**AIM OF THE TASK**
Looking at the listing, state how many of its lines contain the string "index". Write only the number.

**DATASET CONTENT**

━━━━━━━━━━━━━━━━━━━━━━━━━━━━━━

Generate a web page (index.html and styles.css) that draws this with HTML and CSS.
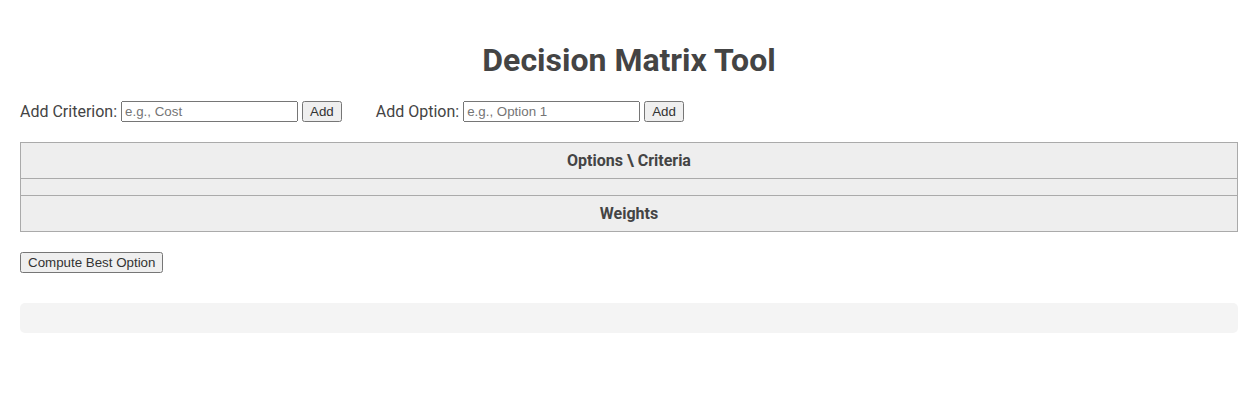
FILE: index.html
```html
<!DOCTYPE html>
<html>
  <head>
    <link rel="stylesheet" href="styles.css">
  </head>
  <body>
    <h1>Decision Matrix Tool</h1>

    <div class="controls">
      <div class="control-group">
        <label for="criterion">Add Criterion:</label>
        <input type="text" id="criterion" placeholder="e.g., Cost" />
        <button>Add</button>
      </div>
      <div class="control-group">
        <label for="option">Add Option:</label>
        <input type="text" id="option" placeholder="e.g., Option 1" />
        <button>Add</button>
      </div>
    </div>

    <table class="matrix">
      <thead>
        <tr><th>Options \ Criteria</th></tr>
      </thead>
      <tbody>
        <tr><td></td></tr>
      </tbody>
      <tfoot>
        <tr><th>Weights</th></tr>
      </tfoot>
    </table>

    <button class="compute">Compute Best Option</button>

    <div class="result"></div>
  </body>
</html>
```

FILE: styles.css
```css
body {
  font-family: Roboto, "Liberation Sans", sans-serif;
  font-size: 16px;
  margin: 0;
  padding: 20px 10px 20px 20px;
  color: #444;
}
h1 {
  text-align: center;
  font-size: 32px;
  margin: 21px 0 22px;
}
.controls {
  display: flex;
  align-items: center;
  gap: 34px;
}
.control-group {
  display: flex;
  align-items: center;
  gap: 4px;
}
input[type="text"] {
  width: 169px;
  font-family: "Liberation Sans", Arial, sans-serif;
  font-size: 13.33px;
}
button {
  font-family: "Liberation Sans", Arial, sans-serif;
  font-size: 13.33px;
  color: #333;
}
.matrix {
  width: 100%;
  border-collapse: collapse;
  margin-top: 20px;
}
.matrix th,
.matrix td {
  border: 1px solid #aaa;
  background-color: #eee;
  padding: 8px;
  text-align: center;
}
.compute {
  margin-top: 20px;
}
.result {
  margin-top: 30px;
  padding: 15px;
  background-color: #f4f4f4;
  border-radius: 5px;
}
```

━━━━━━━━━━━━━━━━━━━━━━━━━━━━━━

**FINAL RESULT**
2